A House Is Not A Home

Divorce is a major life change, but I’ve come to learn selling the family home is just as major.

Before our divorce, I always envisioned a life and future that included growing old with my husband in our beautiful home and sharing the joys of our children together. Now as I pack up, discard, and donate, I find myself reflecting on each photo, old toys, clothes and every memory that is associated with my house. It is truly sad and overwhelming at times. I keep asking myself, what is really going on underneath? Why am I not excited for this new chapter in my life to find a home that I can make my own to create new memories? Of course, this is a big undertaking and life change, but what is getting me stuck?
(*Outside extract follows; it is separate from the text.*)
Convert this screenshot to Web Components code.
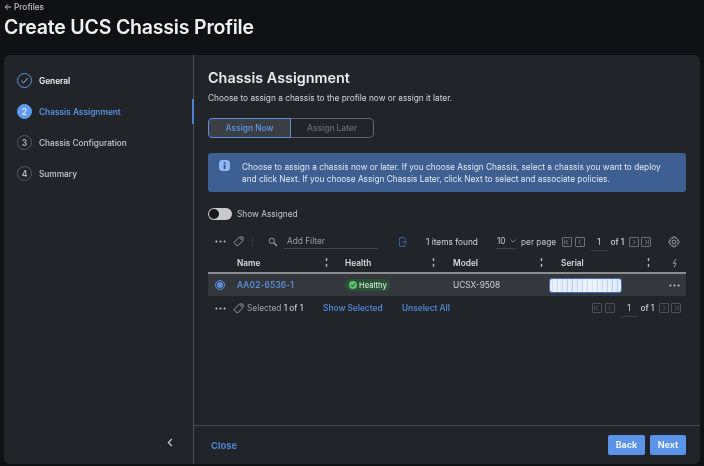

I suddenly realized selling my house had nothing to do with the home. The home is within me and the rest is external. I learned three things to help me through this difficult process:

  • Acknowledgement: selling my house is my new truth. Although challenging at times, seeing, feeling, knowing, and sensing the possibilities available with this unchartered territory is the first step to reconciliation.
  • Acceptance: I have the opportunity to create a more enjoyable life while discovering an inner peace and joy rather than attempting to control outer events and circumstances. I am learning to focus on what is, what can be, and what I can do to experience fabulous.
  • Appreciation: I am thankful to be loved by family and friends. I am grateful that I can laugh, feel safe, be happy and also motivate others to feel the same. I accept that everything in life happens for a reason and there is no wrong or right path. Lastly, I appreciate that wherever I live is a place that I can make a home filled with love and happiness.